Out of Hand: Materializing the Post Digital

Review

of an Exhibition

by Luned Palmer

Published on April 07, 2014

  • Description:

    Out of Hand is a great name for this exhibit- it immediately implies that the show might be a little zany, and it aptly describes how the survey of artworks in the show are created: digitally. Of course, though most of the pieces are made with 3d printers, CNC machines and digital knitting, the show is complicated by the fact that the hand of the artist is in fact present in most of the works. Maya Lin’s Iceberg, for example, was created through a combination of aerial photography and digital milling, but was hand painted in matte white.
    3d printing and related technologies are not new tools in the design world, and this exhibit does a marvelous job of presenting how artists are incorporating them into their practices.
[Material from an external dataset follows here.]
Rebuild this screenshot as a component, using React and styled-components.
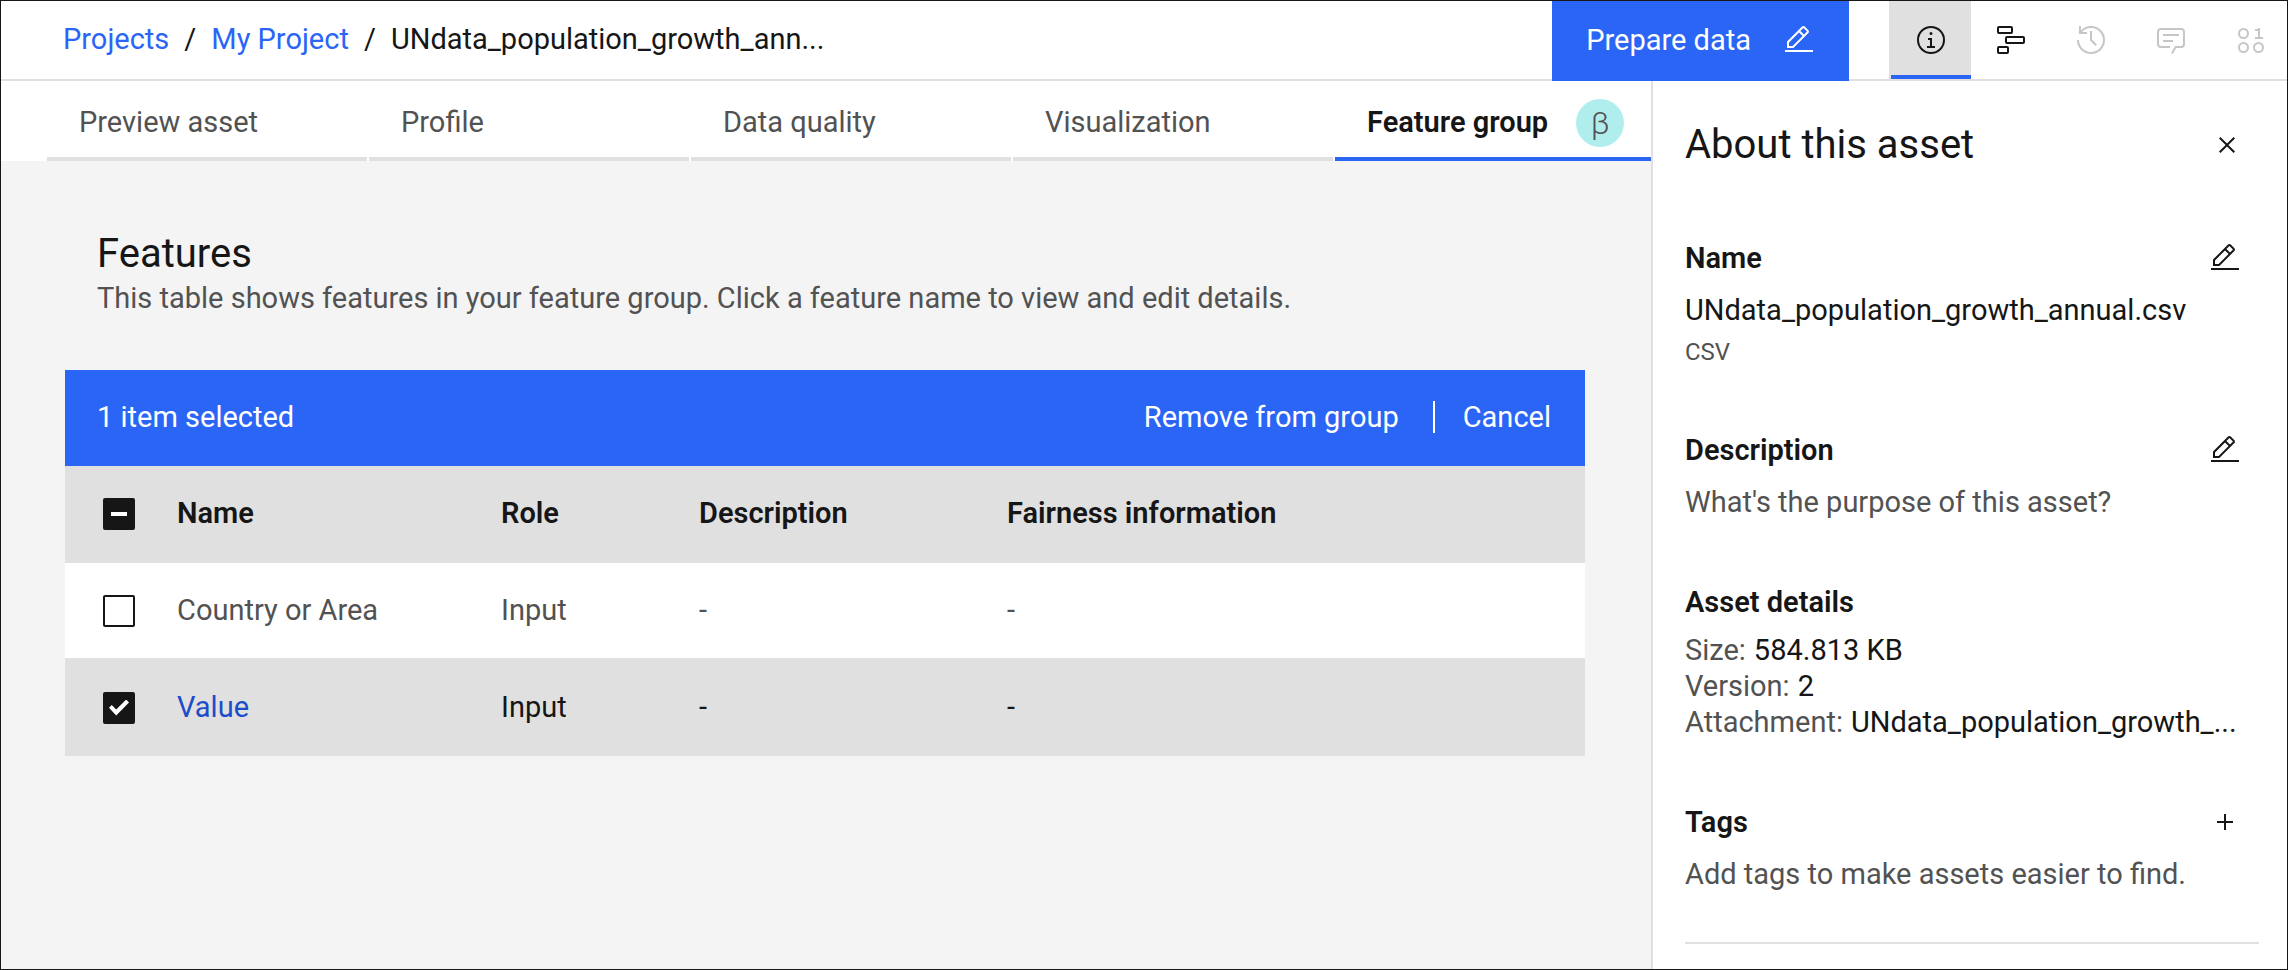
import React, { useState } from "react"
import styled, { createGlobalStyle, css } from "styled-components"

const colors = {
  blue: "#2a65f6",
  link: "#1c4ccb",
  text: "#161616",
  muted: "#525252",
  disabled: "#c6c6c6",
  border: "#e0e0e0",
  page: "#f4f4f4",
  beta: "#b0eeee",
}

const GlobalStyle = createGlobalStyle`
  * {
    box-sizing: border-box;
  }
  body {
    margin: 0;
    background: #fff;
    color: ${colors.text};
    font-family: Roboto, "Liberation Sans", sans-serif;
    font-size: 29px;
    line-height: 36px;
  }
  button {
    margin: 0;
    padding: 0;
    border: 0;
    background: none;
    color: inherit;
    font: inherit;
    cursor: pointer;
  }
  a {
    text-decoration: none;
  }
  h1, h2, h3, p, ol, dl, dd {
    margin: 0;
    padding: 0;
  }
`

const Page = styled.div`
  display: flex;
  flex-direction: column;
  min-height: 100vh;
  border: 1px solid ${colors.text};
`

/* Header */

const Header = styled.header`
  display: flex;
  height: 80px;
  box-shadow: inset 0 -2px ${colors.border};
`

const Breadcrumbs = styled.ol`
  flex: 1;
  display: flex;
  align-items: center;
  padding: 0 62px 4px;
  list-style: none;
  white-space: nowrap;
  li + li::before {
    content: "/";
    margin: 0 15px;
  }
  a {
    color: ${colors.blue};
  }
`

const PrepareButton = styled.button`
  display: flex;
  align-items: center;
  gap: 32px;
  padding: 0 34px 2px;
  background: ${colors.blue};
  color: #fff;
`

const IconBar = styled.div`
  display: flex;
  height: 78px;
  margin-left: 40px;
  border-left: 2px solid ${colors.border};
`

const IconTab = styled.button`
  display: flex;
  align-items: center;
  padding: 0 24px;
  &:last-child {
    padding-right: 20px;
  }
  &:disabled {
    color: ${colors.disabled};
    cursor: default;
  }
  ${({ $active }) => $active && css`
    background: ${colors.border};
    box-shadow: inset 0 -4px ${colors.blue};
  `}
`

const Svg = styled.svg`
  display: block;
  flex: none;
  width: 32px;
  height: 32px;
  fill: currentColor;
`

/* Main area */

const Body = styled.div`
  flex: 1;
  display: flex;
`

const Main = styled.main`
  flex: 1;
  min-width: 0;
  background: ${colors.page};
`

const Tabs = styled.div`
  display: flex;
  gap: 2px;
  height: 80px;
  padding-left: 46px;
  background: #fff;
`

const Tab = styled.button`
  flex: 0 1 320px;
  display: flex;
  align-items: center;
  padding: 2px 0 0 32px;
  color: ${colors.muted};
  white-space: nowrap;
  box-shadow: inset 0 -4px ${colors.border};
  &:last-child {
    flex: 1;
  }
  ${({ $active }) => $active && css`
    color: ${colors.text};
    font-weight: 600;
    box-shadow: inset 0 -4px ${colors.blue};
  `}
`

const Beta = styled.span`
  width: 48px;
  height: 48px;
  margin: 2px 0 0 28px;
  border-radius: 50%;
  background: ${colors.beta};
  color: ${colors.muted};
  font-size: 32px;
  font-weight: 300;
  line-height: 48px;
  text-align: center;
`

const Content = styled.section`
  padding: 69px 66px 0 64px;
`

const Intro = styled.div`
  display: flex;
  flex-direction: column;
  gap: 2px;
  padding: 0 32px 54px;
`

const Title = styled.h1`
  font-size: 40px;
  font-weight: 400;
  line-height: 48px;
`

const Text = styled.p`
  color: ${({ $strong }) => ($strong ? colors.text : colors.muted)};
`

const BatchBar = styled.div`
  display: flex;
  align-items: center;
  height: 96px;
  padding: 0 34px 2px 32px;
  background: ${colors.blue};
  color: #fff;
`

const BatchSummary = styled.p`
  flex: 1;
`

const CancelButton = styled.button`
  display: flex;
  align-items: center;
  &::before {
    content: "";
    width: 2px;
    height: 32px;
    margin: 0 28px 0 34px;
    background: #fff;
  }
`

const Table = styled.table`
  width: 100%;
  table-layout: fixed;
  border-collapse: separate;
  border-spacing: 0;
  text-align: left;
  th, td {
    padding: 0 16px 2px;
  }
  th:first-child, td:first-child {
    padding: 0 0 0 38px;
  }
  th {
    height: 96px;
    background: ${colors.border};
    font-weight: 600;
  }
`

const Column = styled.col`
  width: ${({ $width }) => $width}px;
`

const Row = styled.tr`
  background: ${({ $selected }) => ($selected ? colors.border : "#fff")};
  color: ${({ $selected }) => ($selected ? colors.text : colors.muted)};
  td {
    height: 97px;
    border: 0 solid ${colors.border};
    border-width: 1px 0;
  }
  a {
    color: ${colors.link};
  }
`

const Checkbox = styled.input`
  appearance: none;
  display: flex;
  align-items: center;
  justify-content: center;
  width: 32px;
  height: 32px;
  margin: 0;
  border: 2px solid ${colors.text};
  border-radius: 2px;
  &:checked, &:indeterminate {
    background: ${colors.text};
  }
  &:checked::after {
    content: "";
    width: 20px;
    height: 16px;
    background: #fff;
    clip-path: polygon(0 52%, 14% 34%, 36% 62%, 86% 0, 100% 18%, 36% 100%);
  }
  &:indeterminate::after {
    content: "";
    width: 16px;
    height: 4px;
    background: #fff;
  }
`

/* Side panel */

const Panel = styled.aside`
  flex: 0 0 636px;
  padding: 40px 28px 0 32px;
  border-left: 2px solid ${colors.border};
`

const PanelHeader = styled.div`
  display: flex;
  align-items: center;
  justify-content: space-between;
  padding: 0 16px 71px 0;
`

const PanelSection = styled.section`
  margin-bottom: 64px;
  &:last-child {
    margin-bottom: 0;
    padding-bottom: 50px;
    border-bottom: 2px solid ${colors.border};
  }
`

const SectionHeader = styled.div`
  display: flex;
  align-items: center;
  justify-content: space-between;
  margin-bottom: ${({ $tight }) => ($tight ? 12 : 16)}px;
  padding-right: 18px;
`

const SectionTitle = styled.h3`
  font-size: 29px;
  font-weight: 600;
`

const FileType = styled.p`
  margin-top: 8px;
  color: ${colors.muted};
  font-size: 24px;
  line-height: 32px;
`

const Detail = styled.div`
  display: flex;
  gap: 8px;
  white-space: nowrap;
  dt {
    color: ${colors.muted};
  }
`

const EditIcon = () => (
  <Svg viewBox="0 0 32 32">
    <path d="M2 26h28v2H2z" />
    <path d="M25.4 9c.8-.8.8-2 0-2.8l-3.6-3.6c-.8-.8-2-.8-2.8 0l-15 15V24h6.4l15-15zm-5-5L24 7.6l-3 3L17.4 7l3-3zM6 22v-3.6l10-10 3.6 3.6-10 10H6z" />
  </Svg>
)

const InfoIcon = () => (
  <Svg viewBox="0 0 32 32">
    <path d="M17 22v-8h-4v2h2v6h-3v2h8v-2h-3zM16 8a1.5 1.5 0 1 0 1.5 1.5A1.5 1.5 0 0 0 16 8z" />
    <path d="M16 30a14 14 0 1 1 14-14 14 14 0 0 1-14 14zm0-26a12 12 0 1 0 12 12A12 12 0 0 0 16 4z" />
  </Svg>
)

const FlowIcon = () => (
  <Svg viewBox="0 0 32 32">
    <g fill="none" stroke="currentColor" strokeWidth="2">
      <rect x="3" y="3" width="14" height="6" rx="1" />
      <rect x="11" y="13" width="18" height="6" rx="1" />
      <rect x="3" y="23" width="10" height="6" rx="1" />
    </g>
  </Svg>
)

const HistoryIcon = () => (
  <Svg viewBox="0 0 32 32">
    <path d="M20.59 22L15 16.41V7h2v8.58l5 5.01L20.59 22z" />
    <path d="M16 2A13.94 13.94 0 0 0 6 6.23V2H4v8h8V8H7.08A12 12 0 1 1 4 16H2A14 14 0 1 0 16 2z" />
  </Svg>
)

const ChatIcon = () => (
  <Svg viewBox="0 0 32 32">
    <path d="M17.74 30L16 29l4-7h6a2 2 0 0 0 2-2V8a2 2 0 0 0-2-2H6a2 2 0 0 0-2 2v12a2 2 0 0 0 2 2h9v2H6a4 4 0 0 1-4-4V8a4 4 0 0 1 4-4h20a4 4 0 0 1 4 4v12a4 4 0 0 1-4 4h-4.84z" />
    <path d="M8 10h16v2H8zM8 16h10v2H8z" />
  </Svg>
)

const DataIcon = () => (
  <Svg viewBox="0 0 32 32">
    <g fill="none" stroke="currentColor" strokeWidth="2">
      <circle cx="8.5" cy="9.5" r="4.5" />
      <circle cx="8.5" cy="23.5" r="4.5" />
      <circle cx="23.5" cy="23.5" r="4.5" />
    </g>
    <path d="M25 13V4h-2v1h-3v2h3v6h-3v2h8v-2z" />
  </Svg>
)

const CloseIcon = () => (
  <Svg viewBox="0 0 32 32">
    <path d="M24 9.4L22.6 8 16 14.6 9.4 8 8 9.4l6.6 6.6L8 22.6 9.4 24l6.6-6.6 6.6 6.6 1.4-1.4-6.6-6.6L24 9.4z" />
  </Svg>
)

const AddIcon = () => (
  <Svg viewBox="0 0 32 32">
    <path d="M17 15V8h-2v7H8v2h7v7h2v-7h7v-2h-7z" />
  </Svg>
)

const tabs = ["Preview asset", "Profile", "Data quality", "Visualization", "Feature group"]

const features = [
  { name: "Country or Area", role: "Input" },
  { name: "Value", role: "Input" },
]

const App = () => {
  const [selected, setSelected] = useState(["Value"])
  const [activeTab, setActiveTab] = useState("Feature group")

  const toggle = name =>
    setSelected(selected.includes(name) ? selected.filter(n => n !== name) : [...selected, name])

  const all = selected.length === features.length

  return (
    <Page>
      <GlobalStyle />
      <Header>
        <Breadcrumbs>
          <li><a href="#projects">Projects</a></li>
          <li><a href="#my-project">My Project</a></li>
          <li>UNdata_population_growth_ann...</li>
        </Breadcrumbs>
        <PrepareButton>Prepare data <EditIcon /></PrepareButton>
        <IconBar>
          <IconTab $active aria-label="Information"><InfoIcon /></IconTab>
          <IconTab aria-label="Lineage"><FlowIcon /></IconTab>
          <IconTab disabled aria-label="History"><HistoryIcon /></IconTab>
          <IconTab disabled aria-label="Comments"><ChatIcon /></IconTab>
          <IconTab disabled aria-label="Data"><DataIcon /></IconTab>
        </IconBar>
      </Header>
      <Body>
        <Main>
          <Tabs role="tablist">
            {tabs.map(tab => (
              <Tab
                key={tab}
                role="tab"
                aria-selected={tab === activeTab}
                $active={tab === activeTab}
                onClick={() => setActiveTab(tab)}
              >
                {tab}
                {tab === "Feature group" && <Beta>β</Beta>}
              </Tab>
            ))}
          </Tabs>
          <Content>
            <Intro>
              <Title>Features</Title>
              <Text>This table shows features in your feature group. Click a feature name to view and edit details.</Text>
            </Intro>
            <BatchBar>
              <BatchSummary>{selected.length} item selected</BatchSummary>
              <button>Remove from group</button>
              <CancelButton onClick={() => setSelected([])}>Cancel</CancelButton>
            </BatchBar>
            <Table>
              <colgroup>
                <Column $width={96} />
                <Column $width={324} />
                <Column $width={198} />
                <Column $width={308} />
                <col />
              </colgroup>
              <thead>
                <tr>
                  <th>
                    <Checkbox
                      type="checkbox"
                      aria-label="Select all features"
                      checked={all}
                      ref={el => { if (el) el.indeterminate = selected.length > 0 && !all }}
                      onChange={() => setSelected(all ? [] : features.map(f => f.name))}
                    />
                  </th>
                  <th>Name</th>
                  <th>Role</th>
                  <th>Description</th>
                  <th>Fairness information</th>
                </tr>
              </thead>
              <tbody>
                {features.map(({ name, role }) => {
                  const isSelected = selected.includes(name)
                  return (
                    <Row key={name} $selected={isSelected}>
                      <td>
                        <Checkbox
                          type="checkbox"
                          aria-label={`Select ${name}`}
                          checked={isSelected}
                          onChange={() => toggle(name)}
                        />
                      </td>
                      <td>{isSelected ? <a href="#feature">{name}</a> : name}</td>
                      <td>{role}</td>
                      <td>-</td>
                      <td>-</td>
                    </Row>
                  )
                })}
              </tbody>
            </Table>
          </Content>
        </Main>
        <Panel>
          <PanelHeader>
            <Title as="h2">About this asset</Title>
            <button aria-label="Close"><CloseIcon /></button>
          </PanelHeader>
          <PanelSection>
            <SectionHeader>
              <SectionTitle>Name</SectionTitle>
              <button aria-label="Edit name"><EditIcon /></button>
            </SectionHeader>
            <Text $strong>UNdata_population_growth_annual.csv</Text>
            <FileType>CSV</FileType>
          </PanelSection>
          <PanelSection>
            <SectionHeader>
              <SectionTitle>Description</SectionTitle>
              <button aria-label="Edit description"><EditIcon /></button>
            </SectionHeader>
            <Text>What's the purpose of this asset?</Text>
          </PanelSection>
          <PanelSection>
            <SectionHeader $tight>
              <SectionTitle>Asset details</SectionTitle>
            </SectionHeader>
            <dl>
              <Detail><dt>Size:</dt><dd>584.813 KB</dd></Detail>
              <Detail><dt>Version:</dt><dd>2</dd></Detail>
              <Detail><dt>Attachment:</dt><dd>UNdata_population_growth_...</dd></Detail>
            </dl>
          </PanelSection>
          <PanelSection>
            <SectionHeader>
              <SectionTitle>Tags</SectionTitle>
              <button aria-label="Add tag"><AddIcon /></button>
            </SectionHeader>
            <Text>Add tags to make assets easier to find.</Text>
          </PanelSection>
        </Panel>
      </Body>
    </Page>
  )
}

export default App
The use of digital technologies in art making is not a fad. “The digital revolution that spawned the computer age is over,” the introductory text proclaims, “forms that were once extremely difficult or even impossible to make are now easily realized.” The show’s curators do not seem surprised to see postdigital techniques and tools in the hands of artists. The show pursues the idea that artists tend to use the best tools available to them in service of their art.
    The show does not just showcase recent technology, however, it also presents the aesthetic associated with the new media. Flowing and baroque curves (as in Jeroen Verhoeven’s Cinderella Table), as well as jutting grids and crystals (like Antonio Pio Saracino’s Ray Sofa) in black, white and gray dominate the exhibit. It is not entirely un-futuristic. The museum stays true to its mission to present “the ways artists and designers transform the world around us through processes”, by exploring design and artistic themes through these new technologies. Digital knitting and digital mills are presented as cousins of knitting needles and lathes. The installation is highly process centric. Plaques explain process techniques and steps, adding flesh to the sometimes bizarre and abstract products.
    The show takes up three floors of the museum and presents over 80 artists, and so necessarily explores a wide range of making and product. Forks sit in galleries with cars, dresses and conceptual pieces. Also incorporated are interactive art making opportunities. Whisper into a microphone and a screen renders your voice into a representation of a jar, stand in front of a camera and become a fractal.
    These new digital technologies have a long way to go before they become widely available, affordable and/or user-friendly. In a way that’s part of the appeal of this exhibition. We get a peek into the way artists and designers are in the first stages of exploration of the materials, technologies and meanings available in a post-digital world.